Je leur livre la vérité crue : parce que beaucoup de Blancs pauvres
pensent que vous venez leur voler leurs emplois, réduire leurs salaires
et détruire leur culture. Ma réponse semble les déconcerter.
"Mais eux, ils sont venus dans mon pays", s’insurge Ibrahim.
"Et
ils soutiennent le président, le salaud qui est en train de le détruire
et à cause duquel nous ne pouvons plus vivre chez nous." Les hommes savent que s’ils arrivent en Europe, ils auront à affronter le racisme, mais ils assurent que c’est encore pire ici.
Ce ne sont pas tant les persécutions que la pénurie qui pousse la plupart vers le nord
Ce
ne sont pas tant les persécutions que la pénurie qui pousse la plupart
vers le nord. Il y a un facteur d’attrait économique. Mustapha et Josui
étaient maçons à Dakar. Ils ont un cousin à Limoges et pensent pouvoir y
trouver du travail.
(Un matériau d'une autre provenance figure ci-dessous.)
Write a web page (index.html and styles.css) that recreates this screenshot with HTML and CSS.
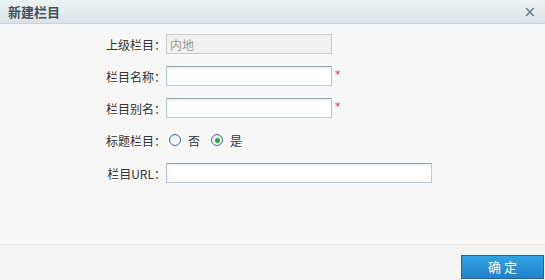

Sachant que 78 000 clandestins ont réussi à passer
les frontières européennes l’année dernière, ils ont raison de croire
que leur chance d’y arriver n’est pas totalement négligeable.
On peut comprendre que l’Europe cherche à renforcer la capacité du
Maroc à surveiller son côté de la frontière. Le pays est un Etat
semi-policier mais peu rigoureux : la police dresse des barrages
routiers à intervalles réguliers, mais à distance respectable des
échoppes d’essence de contrebande et des fumeurs de haschich. Il est en
revanche beaucoup moins compréhensible que l’Europe tolère les
violations des droits fondamentaux des migrants.
A moins, bien entendu que, comme dans le cas de la
répression
des immigrés en Grèce, tout cela ne soit fait que pour bafouer à grande
échelle l’obligation officielle de traiter les migrants humainement et
conformément à la législation, et de dissuader les candidats à l’exil.
Mieux Frontex fait son travail, plus la pression monte dans des pays
comme le Maroc, qui se soucient peu de droits de l’homme et doivent déjà
gérer d’immenses problèmes de pauvreté au sein de leur propre
population. A ceci près que, dès que tout cela se passe derrière les
barbelés des frontières de l’Europe, la responsabilité disparaît – et
avec elle, la capacité à signaler les faits.